Newton Losses: Using Curvature Information for Learning with Differentiable Algorithms

TL;DR

Newton Losses leverage second-order curvature information of non-differentiable objectives to enhance neural network training, improving performance across various differentiable algorithms for sorting and shortest-path problems.

Contribution

The paper introduces Newton Losses, a novel method that uses second-order information of loss functions to improve training of neural networks with non-differentiable objectives.

Findings

Significant performance improvements on less-optimized algorithms.

Consistent improvements even on well-optimized algorithms.
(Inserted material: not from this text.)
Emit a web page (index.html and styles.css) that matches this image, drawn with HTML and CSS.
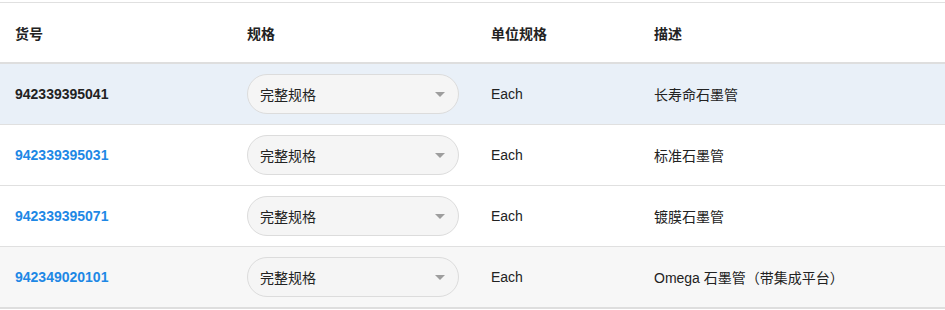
FILE: index.html
```html
<!DOCTYPE html>
<html lang="zh-CN">
<head>
  <meta charset="UTF-8" />
  <meta name="viewport" content="width=device-width, initial-scale=1" />
  <title>石墨管</title>
  <link rel="stylesheet" href="styles.css">
</head>
<body>
  <table class="parts">
    <colgroup>
      <col class="col-sku">
      <col class="col-spec">
      <col class="col-unit">
      <col class="col-desc">
    </colgroup>
    <thead>
      <tr>
        <th>货号</th>
        <th>规格</th>
        <th>单位规格</th>
        <th>描述</th>
      </tr>
    </thead>
    <tbody>
      <tr class="selected">
        <td><a class="sku" href="#">942339395041</a></td>
        <td>
          <div class="spec-select">
            <span>完整规格</span>
            <i class="caret"></i>
          </div>
        </td>
        <td>Each</td>
        <td>长寿命石墨管</td>
      </tr>
      <tr>
        <td><a class="sku" href="#">942339395031</a></td>
        <td>
          <div class="spec-select">
            <span>完整规格</span>
            <i class="caret"></i>
          </div>
        </td>
        <td>Each</td>
        <td>标准石墨管</td>
      </tr>
      <tr>
        <td><a class="sku" href="#">942339395071</a></td>
        <td>
          <div class="spec-select">
            <span>完整规格</span>
            <i class="caret"></i>
          </div>
        </td>
        <td>Each</td>
        <td>镀膜石墨管</td>
      </tr>
      <tr class="hover">
        <td><a class="sku" href="#">942349020101</a></td>
        <td>
          <div class="spec-select">
            <span>完整规格</span>
            <i class="caret"></i>
          </div>
        </td>
        <td>Each</td>
        <td>Omega 石墨管（带集成平台）</td>
      </tr>
    </tbody>
  </table>
</body>
</html>
```

FILE: styles.css
```css
body {
  margin: 0;
  padding-top: 2px;
  font-family: "Liberation Sans", Arial, "Noto Sans CJK SC", sans-serif;
  font-size: 14px;
  color: #222;
  background: #fff;
}

.parts {
  width: 100%;
  border-collapse: collapse;
  table-layout: fixed;
  border-top: 1px solid #e0e0e0;
  border-bottom: 2px solid #dedede;
}

.col-sku { width: 232px; }
.col-spec { width: 244px; }
.col-unit { width: 163px; }

.parts th {
  height: 59px;
  padding: 0 15px;
  text-align: left;
  font-weight: 700;
  color: #222;
  border-bottom: 2px solid #dedede;
}

.parts td {
  height: 60px;
  padding: 0 15px;
  border-bottom: 1px solid #e0e0e0;
  vertical-align: middle;
}

.parts tbody tr:last-child td {
  border-bottom: none;
}

.parts tr.selected td {
  background: #e9f0f8;
}

.parts tr.hover td {
  background: #f7f7f7;
}

.sku {
  font-weight: 700;
  color: #1e88e5;
  text-decoration: none;
}

.selected .sku {
  color: #222;
}

.spec-select {
  display: flex;
  align-items: center;
  justify-content: space-between;
  box-sizing: border-box;
  width: 212px;
  height: 40px;
  padding: 0 13px 0 12px;
  background: #f5f5f5;
  border: 1px solid #dcdcdc;
  border-radius: 20px;
  color: #222;
}

.caret {
  width: 0;
  height: 0;
  border-left: 5px solid transparent;
  border-right: 5px solid transparent;
  border-top: 5px solid #9e9e9e;
}
```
Efficient use of second-order information without full second-order training.

Abstract

When training neural networks with custom objectives, such as ranking losses and shortest-path losses, a common problem is that they are, per se, non-differentiable. A popular approach is to continuously relax the objectives to provide gradients, enabling learning. However, such differentiable relaxations are often non-convex and can exhibit vanishing and exploding gradients, making them (already in isolation) hard to optimize. Here, the loss function poses the bottleneck when training a deep neural network. We present Newton Losses, a method for improving the performance of existing hard to optimize losses by exploiting their second-order information via their empirical Fisher and Hessian matrices. Instead of training the neural network with second-order techniques, we only utilize the loss function's second-order information to replace it by a Newton Loss, while training the network with gradient descent. This makes our method computationally efficient. We apply Newton Losses to eight differentiable algorithms for sorting and shortest-paths, achieving significant improvements for less-optimized differentiable algorithms, and consistent improvements, even for well-optimized differentiable algorithms.